I spotted Martin Amis standing alone with his trademarked expression of... existential angst? Maybe he was worrying about violence in Syria and Afghan body parts. I refrained from approaching him, wanting no reprise of our encounter at the East Hampton Library benefit. Salmon Rushdie also repped the scribbling contingent, looking a bit dated out. Maybe he needed one of the blonde amazons.

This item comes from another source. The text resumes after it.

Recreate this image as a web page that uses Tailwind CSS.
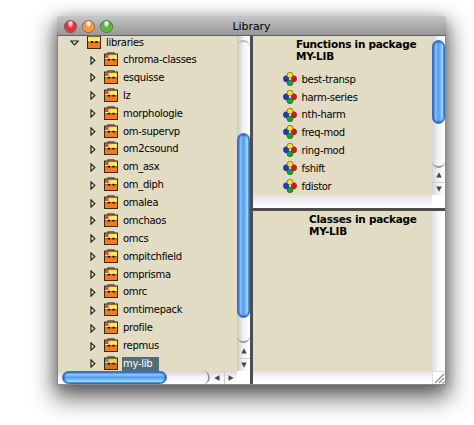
<!DOCTYPE html>
<html lang="en">
<head>
<meta charset="utf-8">
<title>Library</title>
<script src="https://cdn.jsdelivr.net/npm/@tailwindcss/browser@4"></script>
</head>
<body class="w-[474px] h-[425px] overflow-hidden bg-white text-black font-['DejaVu_Sans',Verdana,sans-serif] text-[10px]">
<svg class="absolute w-0 h-0" aria-hidden="true">
  <defs>
    <linearGradient id="yel" x2="0" y2="1"><stop stop-color="#ffdf55"/><stop offset="1" stop-color="#fff083"/></linearGradient>
    <symbol id="case" viewBox="0 0 14 14">
      <path d="M4 2V.8h6V2" fill="none" stroke="#54503f" stroke-width="1.2"/>
      <rect x=".5" y="2" width="13" height="11.5" fill="#f47b20"/>
      <rect x="1" y="2.5" width="12" height="5" fill="url(#yel)"/>
      <rect x="1" y="2.5" width="3.5" height="3.5" fill="currentColor"/>
      <path d="M1 7.7h12" stroke="#5c2c00" stroke-width=".7"/>
      <path d="M4 6.8h2v1.8H4zM8.5 6.8h2v1.8h-2z" fill="#180d00"/>
      <rect x=".5" y="2" width="13" height="11.5" fill="none" stroke="#40280f"/>
    </symbol>
    <symbol id="plaincase" viewBox="0 0 14 14">
      <rect x=".5" y="1" width="13" height="12.5" fill="#f47b20"/>
      <rect x="1" y="1.5" width="12" height="5.5" fill="url(#yel)"/>
      <path d="M1 7h12" stroke="#5c2c00" stroke-width=".7"/>
      <path d="M4 6.1h2v1.8H4zM8.5 6.1h2v1.8h-2z" fill="#180d00"/>
      <rect x=".5" y="1" width="13" height="12.5" fill="none" stroke="#40280f"/>
    </symbol>
    <symbol id="fn" viewBox="0 0 14 14">
      <g stroke-width=".6" stroke="#443f35">
      <circle cx="3.4" cy="6.8" r="3.1" fill="#153bc0"/>
      <circle cx="10.6" cy="6.8" r="3.1" fill="#e80f18"/>
      <circle cx="7" cy="3.3" r="3" fill="#ffe01a"/>
      <circle cx="7" cy="10.7" r="3" fill="#08a926"/></g>
      <circle cx="5" cy="7" r="1.8" fill="#153bc0"/>
      <circle cx="9" cy="7" r="1.8" fill="#e80f18"/>
      <path d="M7 5.7L8.3 7 7 8.3 5.7 7z" fill="#fff"/>
    </symbol>
    <symbol id="tri" viewBox="0 0 6 9"><path d="M1 .9v7.2L4.8 4.5z" fill="#f6f3e6" stroke="#22211d" stroke-width="1.2"/></symbol>
    <symbol id="up" viewBox="0 0 6 6"><path d="M3 .3L5.7 5.5H.3z" fill="#444"/></symbol>
  </defs>
</svg>
<main class="pl-[57px] pt-4">
<div class="w-[389px] h-[369px] flex flex-col rounded-t-[4px] border-x border-b border-[#888] shadow-[0_10px_23px_3px_rgba(0,0,0,0.6),0_3px_12px_rgba(0,0,0,0.2)]">
  <header class="-mx-px h-5 shrink-0 flex items-center rounded-t-[4px] border-t border-[#c5c5c5] border-b border-b-[#626262] bg-linear-to-b from-[#c4c4c4] to-[#979797] pl-[7px] relative">
    <div class="flex gap-[5px]">
      <i class="size-[13px] rounded-full border border-[#80454a] bg-[radial-gradient(ellipse_at_50%_20%,#ffd6d6_0_12%,#e72f3a_42%,#e32a35_65%,#ff9d9d)]"></i>
      <i class="size-[13px] rounded-full border border-[#916034] bg-[radial-gradient(ellipse_at_50%_20%,#fff0da_0_12%,#ed913b_42%,#f4a143_65%,#ffed96)]"></i>
      <i class="size-[13px] rounded-full border border-[#43703a] bg-[radial-gradient(ellipse_at_50%_20%,#e4ffd9_0_12%,#57aa3e_42%,#65b846_65%,#c4f69d)]"></i>
    </div>
    <h1 class="absolute inset-x-0 text-center text-[11px] leading-[18px] top-[1px] tracking-[-0.05px]">Library</h1>
  </header>
  <div class="flex flex-1 min-h-0 bg-[#4d4d4d] gap-[3px]">
    <section class="w-[192px] grid grid-cols-[179px_13px] grid-rows-[335px_13px]">
      <div class="bg-[#e2dcc4] overflow-hidden">
        <div id="tree" class="-mt-[2.4px]">
          <div class="flex h-[17.5px] items-center pl-[12px]">
            <svg class="w-[9px] h-[6px] mt-[1px]" viewBox="0 0 9 6"><path d="M.9 1h7.2L4.5 4.8z" fill="#f6f3e6" stroke="#22211d" stroke-width="1.2"/></svg>
            <svg class="size-3.5 ml-[8px] -mt-[1px]"><use href="#plaincase"/></svg>
            <span class="ml-[5px] tracking-[-0.3px]">libraries</span>
          </div>
        </div>
      </div>
      <div class="flex flex-col bg-linear-to-r from-[#c9c9c9] via-[#f3f3f3] to-white overflow-hidden">
        <div class="h-[97px] rounded-t-full border-t-2 border-[#bbb] mt-1 -mb-1 shrink-0"></div>
        <div class="h-[185px] shrink-0 rounded-full border border-[#3a6cba] bg-[linear-gradient(90deg,#2769d3,#8fc0f4_25%,#559dea_46%,#68b3f8_65%,#a1ddff_85%,#437dca)] shadow-[inset_0_2px_2px_-1px_#1549af,inset_0_-2px_2px_-1px_#1549af]"></div>
        <div class="h-[25px] rounded-b-full border-b-2 border-[#999] shrink-0"></div>
        <div class="h-[15px] flex items-center justify-center"><svg class="size-1.5"><use href="#up"/></svg></div>
        <div class="h-[13px] border-t border-[#ccc] flex items-center justify-center"><svg class="size-1.5 rotate-180"><use href="#up"/></svg></div>
      </div>
      <div class="flex bg-linear-to-b from-[#d7d7d7] via-[#f5f5f5] to-white">
        <div class="w-[4px]"></div>
        <div class="w-[105px] rounded-full border border-[#3a6cba] bg-[linear-gradient(#2769d3,#9ac8f5_25%,#559dea_46%,#68b3f8_65%,#a1e2ff_85%,#437dca)] shadow-[inset_2px_0_2px_-1px_#1549af,inset_-2px_0_2px_-1px_#1549af]"></div>
        <div class="w-[43px] rounded-r-full border-r-2 border-[#999]"></div>
        <div class="w-[14px] flex items-center justify-center"><svg class="size-1.5 -rotate-90"><use href="#up"/></svg></div>
        <div class="w-[13px] border-l border-[#ccc] flex items-center justify-center"><svg class="size-1.5 rotate-90"><use href="#up"/></svg></div>
      </div>
      <div class="bg-white"></div>
    </section>
    <div class="flex-1 flex flex-col gap-[3px]">
      <section class="grid grid-cols-[179px_13px] grid-rows-[159px_13px]">
        <div class="bg-[#e2dcc4] overflow-hidden">
          <h2 class="pl-[43px] pt-[2px] leading-[12px] font-bold text-[10.5px] tracking-[-0.25px]">Functions in package<br>MY-LIB</h2>
          <div id="functions" class="pt-[8px]"></div>
        </div>
        <div class="flex flex-col bg-linear-to-r from-[#d3d3d3] via-[#f3f3f3] to-white">
          <div class="h-[4px]"></div>
          <div class="h-[84px] rounded-full border border-[#3a6cba] bg-[linear-gradient(90deg,#2769d3,#8fc0f4_25%,#559dea_46%,#68b3f8_65%,#a1ddff_85%,#437dca)] shadow-[inset_0_2px_2px_-1px_#1549af,inset_0_-2px_2px_-1px_#1549af]"></div>
          <div class="h-[44px] rounded-b-full border-b-2 border-[#999]"></div>
          <div class="h-[14px] flex items-center justify-center"><svg class="size-1.5"><use href="#up"/></svg></div>
          <div class="h-[13px] border-t border-[#ccc] flex items-center justify-center"><svg class="size-1.5 rotate-180"><use href="#up"/></svg></div>
        </div>
        <div class="bg-linear-to-b from-[#e2e2e2] to-white"></div><div class="bg-white"></div>
      </section>
      <section class="grid grid-cols-[179px_13px] grid-rows-[160px_13px]">
        <div class="bg-[#e2dcc4]"><h2 class="pl-[56px] pt-[2px] leading-[12px] font-bold text-[10.5px] tracking-[-0.25px]">Classes in package<br>MY-LIB</h2></div>
        <div class="bg-linear-to-r from-[#dedede] via-[#f8f8f8] to-white"></div>
        <div class="bg-linear-to-b from-[#e0e0e0] via-[#f8f8f8] to-white"></div>
        <div class="bg-white border-t border-l border-[#ddd]"><svg class="size-3" viewBox="0 0 12 12"><path d="M2 11L11 2M6 11l5-5M9.5 11.5l2-2" stroke="#888" stroke-width="1.1"/></svg></div>
      </section>
    </div>
  </div>
</div>
</main>
<script>
const libraries = ['chroma-classes','esquisse','lz','morphologie','om-supervp','om2csound','om_asx','om_diph','omalea','omchaos','omcs','ompitchfield','omprisma','omrc','omtimepack','profile','repmus','my-lib'];
document.getElementById('tree').insertAdjacentHTML('beforeend', libraries.map(name => {
  const selected = name === 'my-lib';
  return `<div class="flex h-[17.89px] items-center pl-[31.5px]">
    <svg class="w-[6px] h-[9px]"><use href="#tri"/></svg>
    <svg class="size-3.5 ml-[8.5px] -mt-[2px] ${selected ? 'text-[#62b493] brightness-90' : 'text-[#cf514b]'}"><use href="#case"/></svg>
    <span class="ml-[4px] pl-[1px] h-[14px] leading-[14px] tracking-[-0.3px] ${selected ? 'w-[37px] bg-[#536d76] text-white' : ''}">${name}</span></div>`;
}).join(''));
const functions = ['best-transp','harm-series','nth-harm','freq-mod','ring-mod','fshift','fdistor'];
document.getElementById('functions').innerHTML = functions.map(name =>
  `<div class="flex h-[17.85px] items-center pl-[29.5px]"><svg class="size-3.5 shrink-0"><use href="#fn"/></svg><span class="ml-[5px] mt-[0.6px] tracking-[-0.3px]">${name}</span></div>`).join('');
</script>
</body>
</html>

As a former dancer, I couldn't help noticing the choreography of the party. There are the fixed points and the movers. The movers are a needy bunch, or just antsy like guests at a bar mitzvah. Those who stay put are either too important to seek out others (who will come to them), misanthropic, or wasted. One fixed point turned out to be the delightful Charles Matthau (yes, son of), who may have been just shy. His new film Freaky Deaky is based on the novel by Elmore Leonard and due to play the fest this Sunday. Though it's an adaptation of a mainstream author, Matthau sees it as "a true indie film." Another fixed pointer, I'm sad to say, pulled an act of stunning incivility. It messes up my head when folks with impeccable left wing creds aren't nicer, especially as Republicans can actually be charming.

Perhaps the party's extra festive vibe was fed by big expectations for this year's fest. The early press screenings I attended offered two topflight films: the Israeli Yossi by Eytan Fox; and Your Sister's Sister from Sundance alum Lynn Shelton (more about these gems later). The fest is smaller now, which is to the good. It's more selective, while still offering a smorgasbord of global cinema, homegrown indies, and documentaries. No one is saying, as in the past, that Tribeca lacks an identity. Jump in and sample what's on tap. You will at least hit something interesting. After perusing lists by industry insiders of fave films, I was struck that there was hardly any overlap!